NEW YORK –
Worldwide unit shipments of cellphones and smartphones broke records in the third quarter, but their growth rates slipped from the yearago quarter.
The reason for the growth slippage was in part because consumers and carriers waited for Apple’s next-generation iPhone and for BlackBerry handsets based on Research In Motion’s (RIM) new OS 7, multiple research and consulting companies said.
Analysts from Strategy Analytics, ABI Research and IDC also cited conservative consumer spending during a period of economic volatility and falling Nokia smartphone sales as the company transitions from the Symbian to Microsoft OSs.
Also during the quarter, Samsung took top spot in worldwide smartphone unit share, rocketing to 23.8 percent share from a year-ago 9.3 percent as Apple and Nokia shares fell, Strategy Analytics found. (See the Global Smartphone Shipments table.)
In addition, Apple’s global smartphone growth rate slowed to 21 percent annually in the quarter to its lowest level for two years, Strategy Analytics found.
Chinese maker ZTE passed Apple to take the fourth-place spot in global share of all handsets, with Apple slipping to fifth place despite Apple posting the third-highest growth rate of any top-five vendor, ABI Research said. (See the Global Handset Shipments table.)
And overall handset shipments declined in the United States and Western Europe in the third quarter on a yearover- year basis, said IDC, which didn’t disclose U.S. smartphone shipments.
Worldwide, although overall handsetshipment growth slowed slightly in the third quarter, it wasn’t by much, said Strategy Analytics director Neil Mawston. In smartphones, after eliminating the effects of Nokia’s turmoil and people postponing a smartphone purchase to wait for the new iPhone, smartphone growth wouldn’t have slowed at all, he added.
“Global handset shipment growth in the third quarter was a little slower than in the first half of the year but nothing to set alarm bells ringing,” Mawston told TWICE. First-quarter shipments of all handsets were up 19 percent year over year, and the second quarter was up 12 percent for a first-half gain of 16 percent, he said, while the third-quarter gain was 14.2 percent to 390 million units. (See Global Mobile Phone Vendors table.)
The 14.2 percent rate was down slight-ly from the year-ago gain of 15.2 percent.
The growth rate in smartphone shipments, on the other hand, “dropped sharply,” Mawston said. Smartphone shipments in the first quarter were up 86 percent and up 75 percent in the second quarter for a first-half gain of 80 percent year over year while third-quarter shipments were up 44.4 percent to 117 million. The third-quarter growth rate was down significantly from the year-ago growth rate of 86.5 percent. Though growth slowed, the quarter’s shipments nonetheless hit a record high, Strategy Analytics said.

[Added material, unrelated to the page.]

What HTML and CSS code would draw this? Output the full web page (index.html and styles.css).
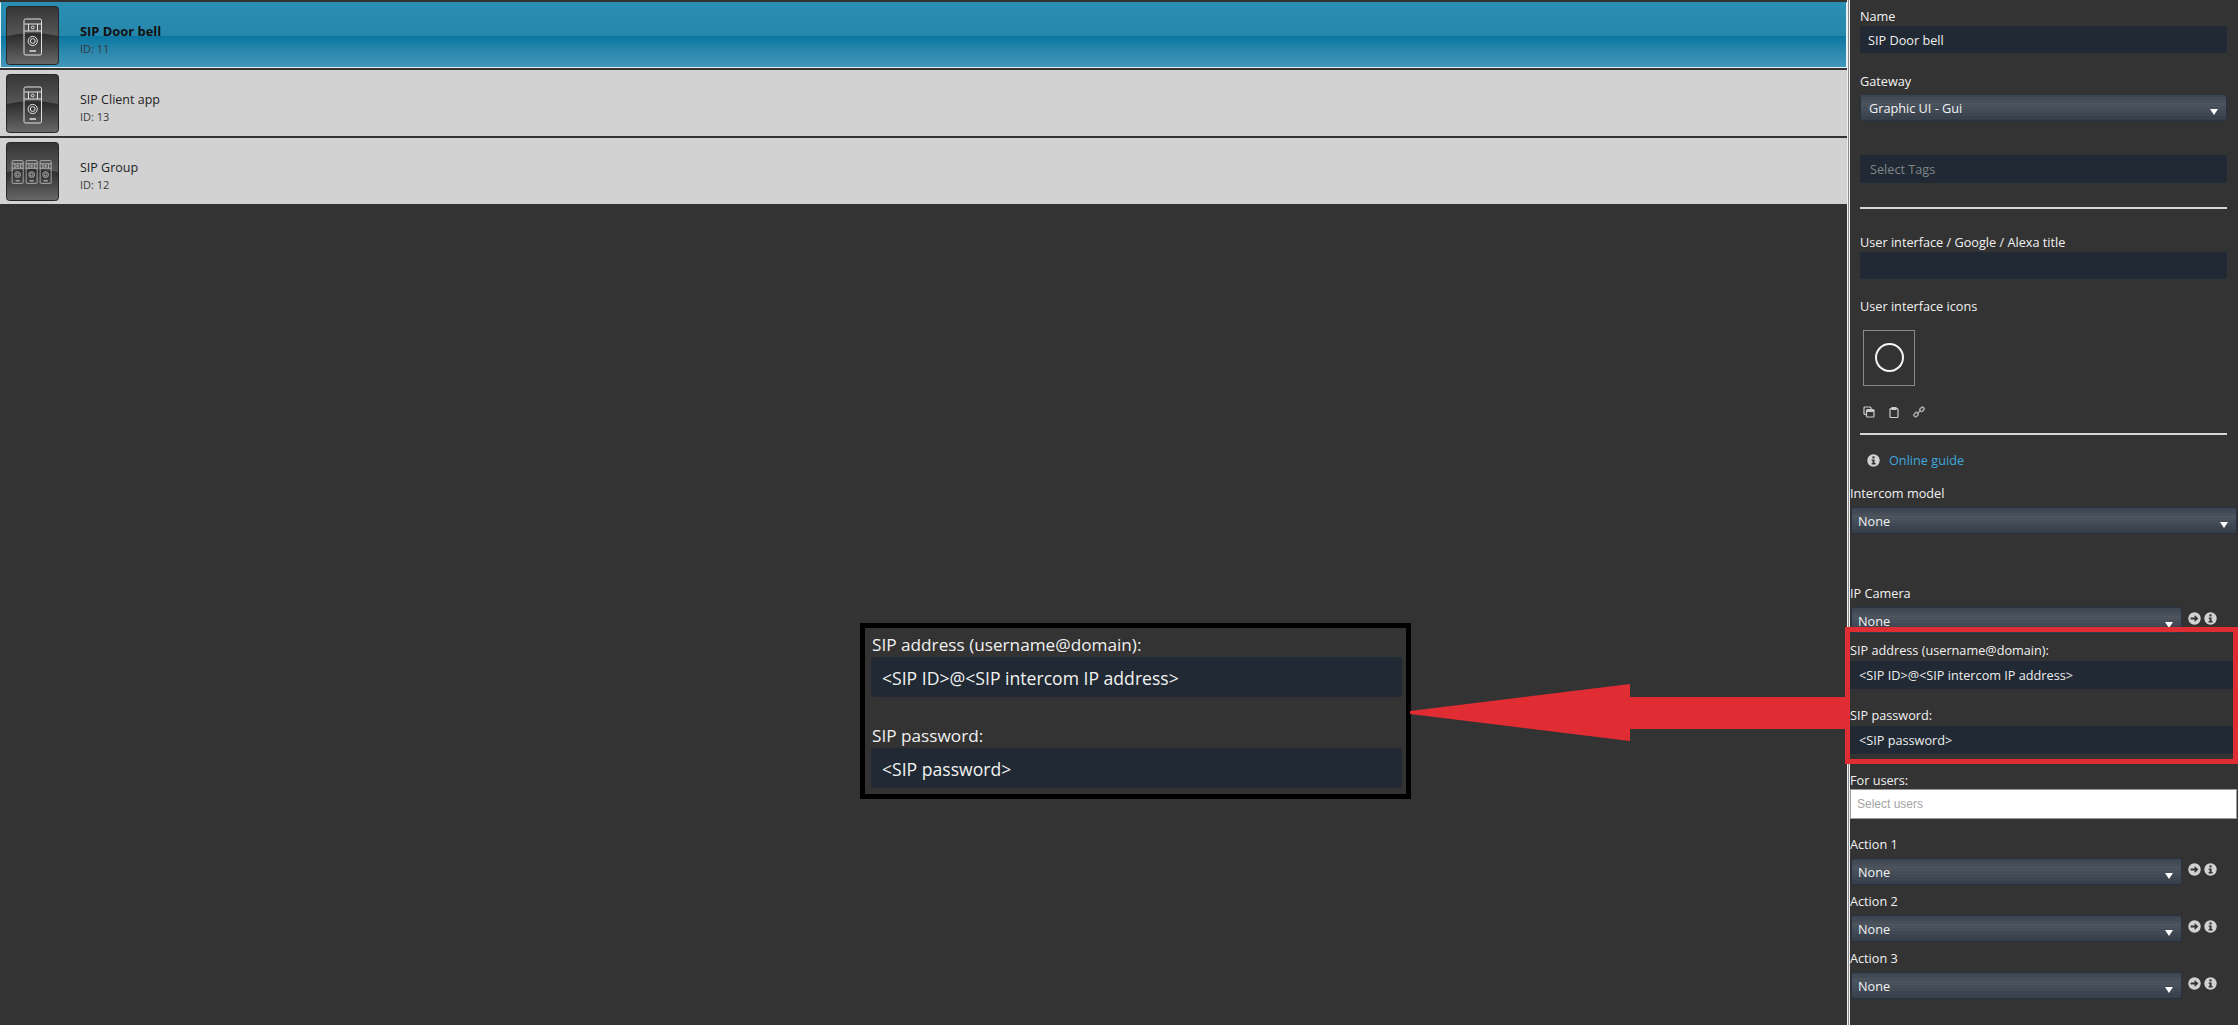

Here’s how Strategy Analytics, IDC, and ABI analyzed the quarter’s growth and vendor shares:
“Despite ongoing economic volatility, global handset shipments grew a relatively healthy 14 percent annually to reach 390 million units in Q3 2011,” said senior analyst Alex Spektor. “ZTE was the star performer as it captured 5 percent market share and overtook Apple to become the world’s fourth largest handset vendor. ZTE’s growth is being driven by competitive pricing of entry-level models for feature phones and Android smartphones.”
In smartphones, Samsung shipped 28 million smartphones and overtook Apple to become the world’s largest smartphone vendor with 24 percent market share, Strategy Analytics said. “Samsung’s rise has been driven by a blend of elegant hardware designs, popular Android services, memorable sub-brands and extensive global distribution,” said Spektor.
Third-quarter smartphone shipments grew 33 percent year over year to 109.7 million, accounting for 28.8 percent of total handsets shipments of 381 million. “Lackluster smartphone shipments from Apple, RIM and Nokia have temporarily halted the hyper growth of the smartphone market in Q3,” said senior analyst Mike Morgan.
The worldwide mobile phone market grew 12.8 percent to 393.7 million in the quarter as smartphone growth declined in key mature markets, the company said. It was the second-lowest growth rate for the overall mobile phone market over the past two years, reflecting delayed smartphone purchases and conservative consumer spending last quarter, IDC explained. Nonetheless, the 12.8 percent gain exceed IDC’s forecast of 9.3 percent and was stronger than the second quarter’s 9.8 percent gain, IDC said.